Vous attendiez vous aux réactions, divisées, après la projection ?
Oui, oui, tout à fait. Elles sont d'ailleurs similaires à celles reçues à l'époque par Donnie Darko. C'est trop confus, trop long, trop amitieux, répètent-ils. Je leur répondrai juste : attendez, attendez que le temps fasse son travail.

 

Vous avez donc fait en quelque sorte un film pour la postérité ?
Absolument, et c'est pourquoi j'invite toujours à le voir plusieurs fois. Le film gagne alors en maturité et continue à trotter dans la tête des spectateurs. Je le sais parce que je l'ai vu plusieurs fois, mes techniciens et toute l'équipe aussi, et le résultat est que nous avons fait du bon boulot. Donc, wait and see.

 

 

Au détour des WC, le réalisateur Eli Roth fait un caméo dans le film.

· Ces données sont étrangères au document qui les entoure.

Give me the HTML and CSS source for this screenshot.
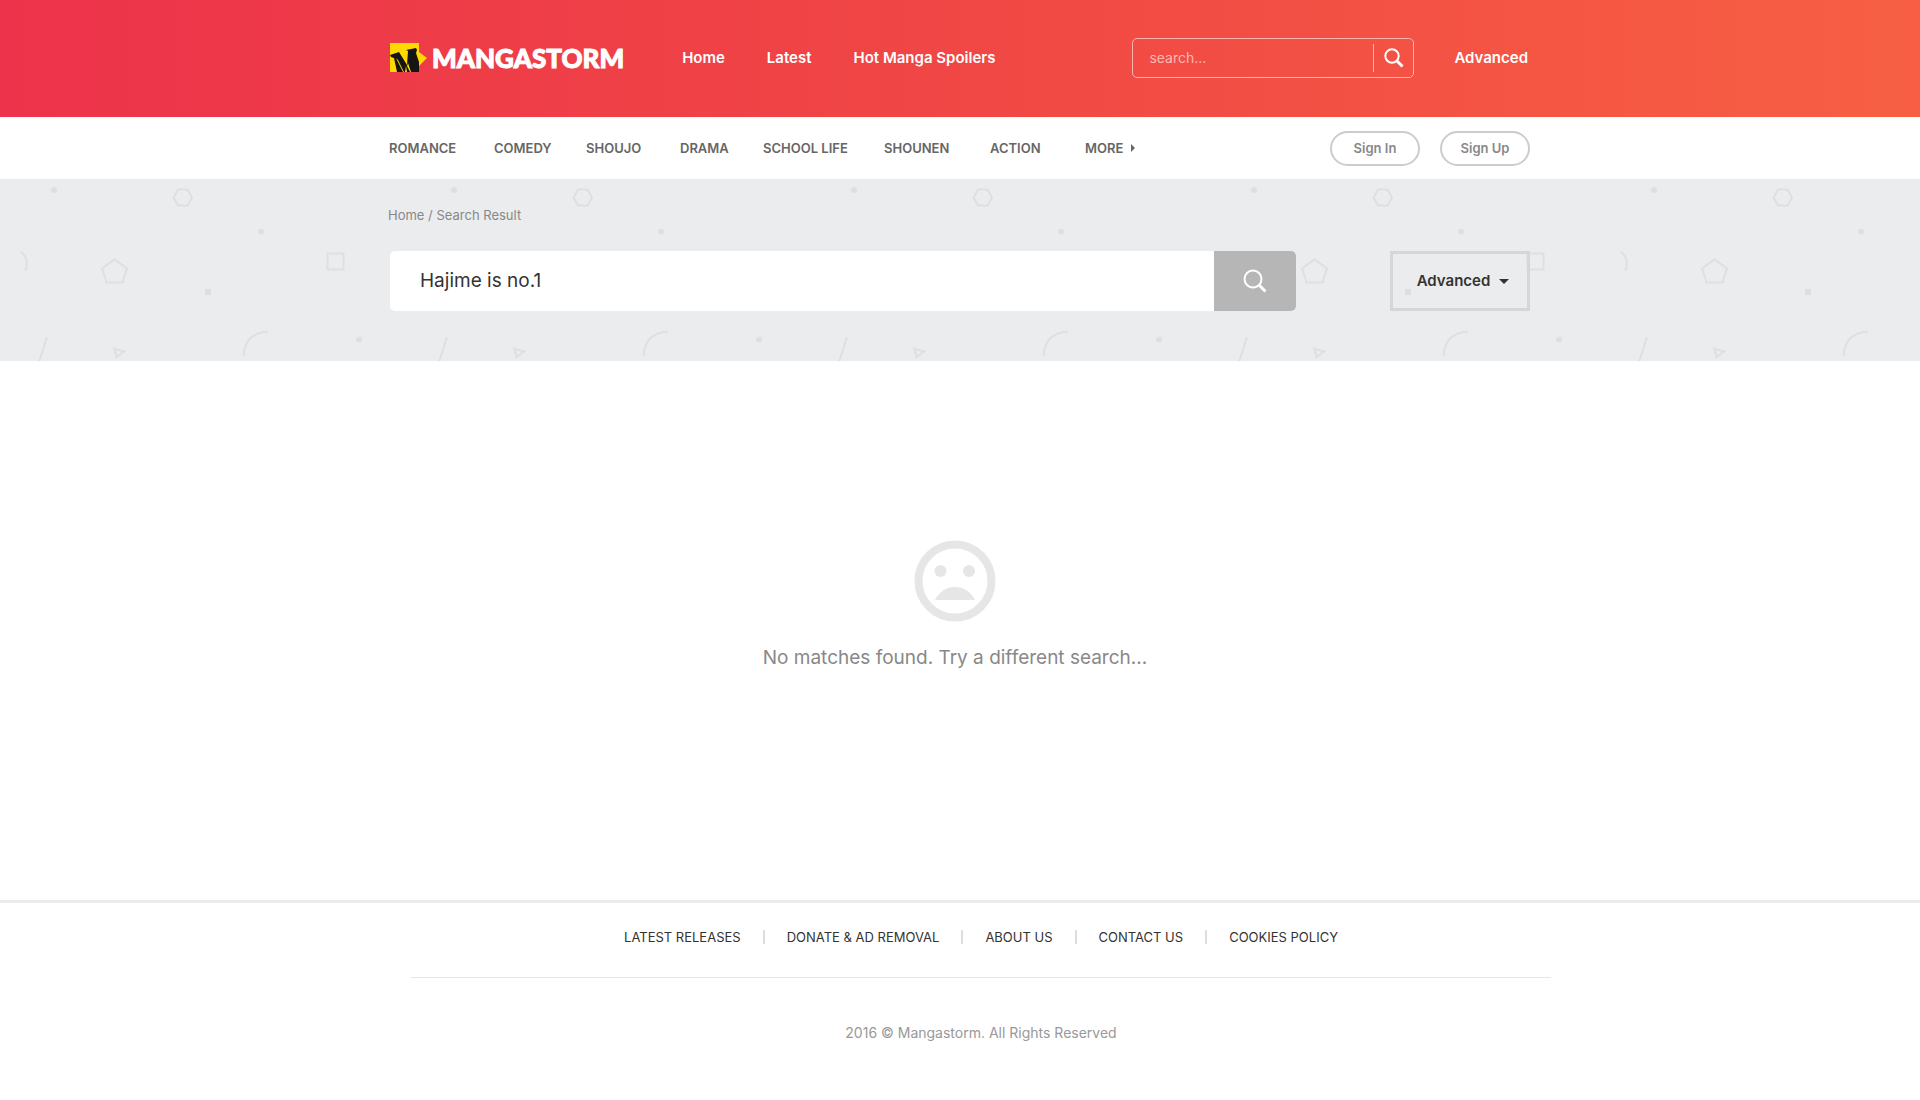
FILE: index.html
```html
<!DOCTYPE html>
<html lang="en">
<head>
<meta charset="utf-8">
<meta name="viewport" content="width=device-width, initial-scale=1">
<title>Search Result - Mangastorm</title>
<link rel="stylesheet" href="styles.css">
</head>
<body>
<header class="masthead">
  <div class="container masthead-row">
    <a class="logo" href="#">
      <svg class="logo-mark" viewBox="0 0 37 30" aria-hidden="true">
        <path fill="#ffd800" d="M0 0h29v9l8 6-8 8v6H0z"/>
        <path fill="#151515" d="M0 12l9-3 8 13 1-14-2-1 10-2 1 2-1 3 3 9v10H17l-1-6-1 6H7L4 15l-3-1z"/>
        <path fill="#ffd800" d="M0 16l1-1 5 14H3L0 21zM6 15l2 2 6 12h-1zM18 20l3 9h-1l-3-6z"/>
      </svg>
      <span class="logo-text">MANGASTORM</span>
    </a>
    <nav class="main-nav" aria-label="Main">
      <a href="#">Home</a>
      <a href="#">Latest</a>
      <a href="#">Hot Manga Spoilers</a>
    </nav>
    <form class="quick-search" role="search">
      <input type="text" placeholder="search..." aria-label="Search manga">
      <button type="button" aria-label="Search">
        <svg width="20" height="20" viewBox="0 0 20 20" fill="none" stroke="currentColor" stroke-width="2" aria-hidden="true"><circle cx="8" cy="8" r="6.7"/><path stroke-width="3" d="m13 13 5.500 5.500"/></svg>
      </button>
    </form>
    <a class="advanced-link" href="#">Advanced</a>
  </div>
</header>

<div class="subnav">
  <div class="container subnav-row">
    <nav class="genres" aria-label="Genres">
      <a href="#">ROMANCE</a>
      <a href="#">COMEDY</a>
      <a href="#">SHOUJO</a>
      <a href="#">DRAMA</a>
      <a href="#">SCHOOL LIFE</a>
      <a href="#">SHOUNEN</a>
      <a href="#">ACTION</a>
      <a class="more" href="#">MORE <svg width="4" height="8" viewBox="0 0 4 8" aria-hidden="true"><path fill="currentColor" d="M0 0l4 4-4 4z"/></svg></a>
    </nav>
    <div class="account">
      <button type="button">Sign In</button>
      <button type="button">Sign Up</button>
    </div>
  </div>
</div>

<section class="hero">
  <svg class="hero-pattern" aria-hidden="true">
    <defs>
      <pattern id="shapes" width="400" height="182" patternUnits="userSpaceOnUse">
        <g fill="#dedfe1">
          <circle cx="54" cy="11" r="3"/>
          <circle cx="261" cy="52.500" r="3"/>
          <circle cx="359" cy="160.500" r="3"/>
          <path d="M205 110h6v6h-6z"/>
        </g>
        <g fill="none" stroke="#dedfe1" stroke-width="2">
          <path d="M173.500 18.500l4.500-8h9.500l4.500 8-4.500 8H178z"/>
          <path d="M114.500 80.500l12.500 9-4.500 14h-16l-4.500-14z"/>
          <path d="M327.500 74.500h16v16h-16z"/>
          <path d="M20.500 73q9 5 5 19"/>
          <path d="M47 158l-8 25"/>
          <path d="M114 169.500l10 3-7.500 5.500z"/>
          <path d="M243.500 177q1-23 24.500-24.500"/>
        </g>
      </pattern>
    </defs>
    <rect width="100%" height="100%" fill="url(#shapes)"/>
  </svg>
  <div class="container hero-body">
    <nav class="breadcrumb" aria-label="Breadcrumb"><a href="#">Home</a> / <span>Search Result</span></nav>
    <div class="hero-row">
      <form class="search" role="search">
        <input type="text" value="Hajime is no.1" aria-label="Search">
        <button type="button" aria-label="Search">
          <svg width="24" height="24" viewBox="0 0 24 24" fill="none" stroke="currentColor" stroke-width="2" aria-hidden="true"><circle cx="10" cy="10" r="8.500"/><path stroke-width="3" d="m16 16 6.500 6.500"/></svg>
        </button>
      </form>
      <button class="advanced-toggle" type="button" aria-expanded="false">Advanced
        <svg width="10" height="5" viewBox="0 0 10 5" aria-hidden="true"><path fill="currentColor" d="M0 0h10L5 5z"/></svg>
      </button>
    </div>
  </div>
</section>

<main class="empty">
  <svg width="82" height="82" viewBox="0 0 82 82" fill="#e6e6e6" aria-hidden="true">
    <circle cx="41" cy="41" r="36.500" fill="none" stroke="#e6e6e6" stroke-width="8"/>
    <circle cx="26.500" cy="31" r="6"/>
    <circle cx="55" cy="31" r="6"/>
    <path d="M21 60c8-17.500 32-17.500 40 0z"/>
  </svg>
  <p>No matches found. Try a different search...</p>
</main>

<footer class="footer">
  <div class="footer-inner">
    <ul class="footer-links">
      <li><a href="#">LATEST RELEASES</a></li>
      <li><a href="#">DONATE &amp; AD REMOVAL</a></li>
      <li><a href="#">ABOUT US</a></li>
      <li><a href="#">CONTACT US</a></li>
      <li><a href="#">COOKIES POLICY</a></li>
    </ul>
    <p class="copyright">2016 © Mangastorm. All Rights Reserved</p>
  </div>
</footer>
</body>
</html>
```

FILE: styles.css
```css
* {
  box-sizing: border-box;
}

body {
  margin: 0;
  background: #fff;
  color: #333;
  font-family: Inter, "Open Sans", sans-serif;
  font-size: 14px;
  line-height: 20px;
}

a {
  color: inherit;
  text-decoration: none;
}

button,
input {
  font: inherit;
  color: inherit;
}

button {
  cursor: pointer;
}

.container {
  width: 100%;
  max-width: 1140px;
  margin: 0 auto;
}

/* Header */
.masthead {
  background: linear-gradient(90deg, #ed334b, #f04545 46%, #f75f43);
  color: #fff;
}

.masthead-row {
  display: flex;
  align-items: center;
  min-height: 117px;
  padding: 0 2px 2px 0;
  font-size: 15px;
  font-weight: 600;
}

.logo {
  display: flex;
  align-items: center;
  gap: 5px;
}

.logo-mark {
  width: 37px;
  height: 30px;
}

.logo-text {
  font-family: Lato, sans-serif;
  font-weight: 900;
  font-size: 26px;
  line-height: 30px;
  -webkit-text-stroke: 1px #fff;
}

.main-nav {
  display: flex;
  gap: 42px;
  margin-left: 58px;
}

.quick-search {
  display: flex;
  align-items: center;
  width: 282px;
  height: 40px;
  margin-left: auto;
  border: 1px solid #fbb5ad;
  border-radius: 5px;
}

.quick-search input {
  flex: 1;
  min-width: 0;
  padding: 0 16px;
  border: 0;
  background: none;
  font-size: 14px;
  font-weight: 400;
}

.quick-search input::placeholder {
  color: #fbb9b2;
  opacity: 1;
}

.quick-search button {
  display: flex;
  align-items: center;
  justify-content: center;
  width: 40px;
  height: 28px;
  padding: 0;
  border: 0;
  border-left: 1px solid #fbb5ad;
  background: none;
}

.advanced-link {
  margin-left: 40px;
}

/* Genre bar */
.subnav-row {
  display: flex;
  align-items: center;
  justify-content: space-between;
  min-height: 62px;
}

.genres {
  display: grid;
  grid-template-columns: 105px 92px 94px 83px 121px 106px 95px auto;
  margin-left: -1px;
  color: #666;
  font-size: 13px;
  font-weight: 600;
}

.more {
  display: flex;
  align-items: center;
  gap: 8px;
}

.account {
  display: flex;
  gap: 20px;
}

.account button {
  width: 90px;
  height: 35px;
  padding: 0;
  border: 2px solid #ccc;
  border-radius: 18px;
  background: none;
  color: #888;
  font-size: 13px;
  font-weight: 600;
}

/* Search band */
.hero {
  position: relative;
  background: #ebecee;
}

.hero-pattern {
  position: absolute;
  inset: 0;
  width: 100%;
  height: 100%;
}

.hero-body {
  position: relative;
  padding: 26px 0 50px;
}

.breadcrumb {
  margin-left: -2px;
  color: #888;
  font-size: 13px;
}

.hero-row {
  display: flex;
  justify-content: space-between;
  margin-top: 26px;
}

.search {
  display: flex;
  flex: 0 1 906px;
  height: 60px;
  border-radius: 5px;
  overflow: hidden;
  background: #fff;
}

.search input {
  flex: 1;
  min-width: 0;
  padding: 0 30px;
  border: 0;
  background: none;
  font-size: 19px;
}

.search button {
  display: flex;
  align-items: center;
  justify-content: center;
  width: 82px;
  padding: 0;
  border: 0;
  background: #b6b6b6;
  color: #fff;
}

.advanced-toggle {
  display: flex;
  align-items: center;
  justify-content: center;
  gap: 9px;
  width: 140px;
  height: 60px;
  padding: 0 0 0 6px;
  border: 3px solid #d6d6d6;
  background: none;
  font-size: 15px;
  font-weight: 600;
}

/* Empty state */
.empty {
  display: flex;
  flex-direction: column;
  align-items: center;
  gap: 24px;
  min-height: 539px;
  padding: 179px 10px 0 0;
}

.empty p {
  margin: 0;
  color: #888;
  font-size: 19px;
  line-height: 24px;
}

/* Footer */
.footer {
  padding-left: 42px;
  border-top: 3px solid #ebebeb;
}

.footer-inner {
  max-width: 1140px;
  margin: 0 auto;
}

.footer-links {
  display: flex;
  justify-content: center;
  margin: 0;
  padding: 24px 0 30px;
  border-bottom: 1px solid #e6e6e6;
  font-size: 13px;
  list-style: none;
}

.footer-links li {
  display: flex;
  align-items: center;
}

.footer-links li + li::before {
  content: "";
  width: 2px;
  height: 14px;
  margin: 0 22px;
  background: #ddd;
}

.copyright {
  margin: 0;
  padding: 45px 0 56px;
  color: #999;
  text-align: center;
}
```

Vous avez un projet avec lui, où en est-il ?
Il s'agit de The Box, et nous travaillons encore sur le script. Eli est très occupé avec Hostel et moi avec Southland Tales, donc nous attendons que tout soit parfait pour se lancer. Nous avons trop de respect pour le matériau d'origine, une nouvelle de l'écrivain Richard Matheson (I Am Legend).

 

Qui de vous deux le réalisera ?
Eli est en bonne position, mais cela peut changer, cela dépend de ses disponibilités et des miennes. Nous verrons en temps et en heure.

 

Propos recueillis et traduits par Vincent Julé.